The first hypothesis is that pro-autonomy violence is more likely if pro- and anti-autonomy interests have similar representation in the prime minister’s party or coalition (48). The second hypothesis is that an ethnic group is more likely to become a majority in a federal state if the group’s representation in the prime minister’s party or coalition is greater relative to local anti-autonomy interests (49). The third hypothesis is that a violent autonomy movement is less likely if the largest ethnic group in the state has more representation in the prime minister’s party or coalition (50). The fourth, and last, hypothesis is that majoritarian state policies are more likely if the largest ethnic group in the state has more representation in the prime minister’s party or coalition (51).
Based on her reading of India as an “ethnic federation” and a review of the history of its federalism, the author develops a quantitative model that supports these hypotheses. The model compares the relative representation of actors on the periphery in the prime minister’s government (as a percentage of seat shares in the Lok Sabha) with India’s record of territorial ethnic conflicts, and juxtaposes successful and non-successful demands, and those that have not materialized. The following chapters display the political processes behind these patterns by reconstructing various case studies of ethnoterritorial claims in India since independence.

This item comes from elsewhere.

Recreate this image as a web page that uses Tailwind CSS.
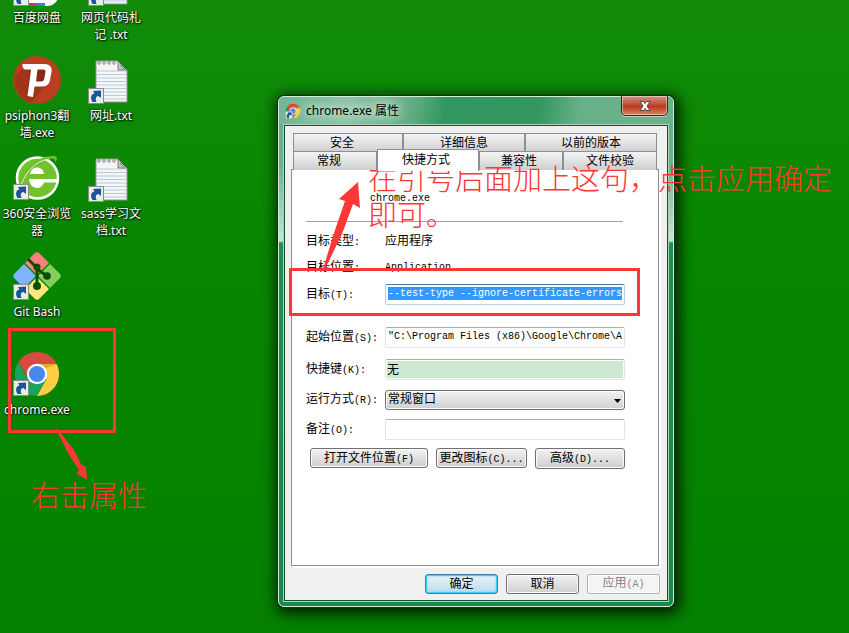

Chapter 5 identifies Delhi’s inability to balance the competing concerns of different state and sub-state elites as the reason for the failure of negotiations with Sikh insurgents in Punjab in the 1980s. Chapter 6 underlines how violence can spur central policy change. Reconstructing the conflict around the future of Bombay City in the 1950s, and based on the 1955 Lok Sabha debates on state reorganization, it shows that members of Parliament are more likely to comment on ethnoterritorial claims outside their own constituencies if these are violent. Such upscaling of regional issues increased the pressure on the prime minister to act. Chapters 7 and 8 switch to the role of regional elites and their choice of strategies in struggles for or against autonomy. The example of the hill state movement in Assam in the 1960s and 1970s shows that the regional elite’s choice of tactics is a “matter of gauging the political ties between the prime minister and regional, anti-autonomy blocs” (148). Chapter 8 elaborates on the connections between majoritarian politics and the anti-autonomy bloc’s strategies, and representation of the state’s ethnic majority in the prime minister’s coalition (i.e., the central executive’s electoral ties to the state plurality group). State governments are more likely to use co-optation or autonomy concessions when faced with the possibility of pro-minority central intervention, and coercion and majoritarian politics if enjoying more central support. This leads to a “stability paradox,” where “the federation is especially stable where state-level ethnic majorities are electorally important to the prime minister. Without the threat of minority mobilization and subsequent central intervention, however, these very stable states are the most discriminatory against minorities” (188). The ensuing public frustrations undermine the legitimacy of the federation, further contradicting the centre-periphery reading of ethnoterritorial conflict. The final empirical chapter applies these findings to a global level, drawing on case studies from Thailand, Sri Lanka, and Northern Ireland.
The study’s structure nicely supports the author’s arguments. The detailed description of various contemporary and historical case studies (including Gorkhaland, the Andhra state movement, Telangana, and Khalistan), ensures that even those less familiar with quantitative models can follow the argument. The study is strongest in deciphering the mechanisms of federal reorganization by linking the elites at the national, state, and sub-state levels. It makes a serious attempt at opening the black box of competing interests on the “periphery.” However, considering the political change in India since independence, I found it questionable whether the mechanisms leading to federal change in the 1950s still apply today. Tillin (Remapping India. New States and their Origins, Hurst & Company, 2013), for instance, points out the changing conditions enabling reorganization in 2000: mobilization of lower castes, the Bharatiya Janata Party’s shift towards state reorganization and accommodation of social movements. Further, the argument’s inherent instrumentalism (i.e., electoral considerations of the prime minister) does not account for the highly emotional nature of many autonomy agitations and their at times spontaneous emergence. After all, autonomy movements themselves are complex constructs with competing interests (Lacina accounts for this in terms of co-ethnic rivalry). For readers more interested in autonomy movements themselves, or their various mechanisms of mobilization and framing, the book is less revealing. In sum, however, Lacina’s highly inspiring study provides original insights into a so-far understudied aspect of ethnoterritorial movements. The book is extremely useful for those trying to understand the twists and turns of federalism and ethnoterritorial claims, as well as the political, legal, and colonial background of such developments in India and beyond.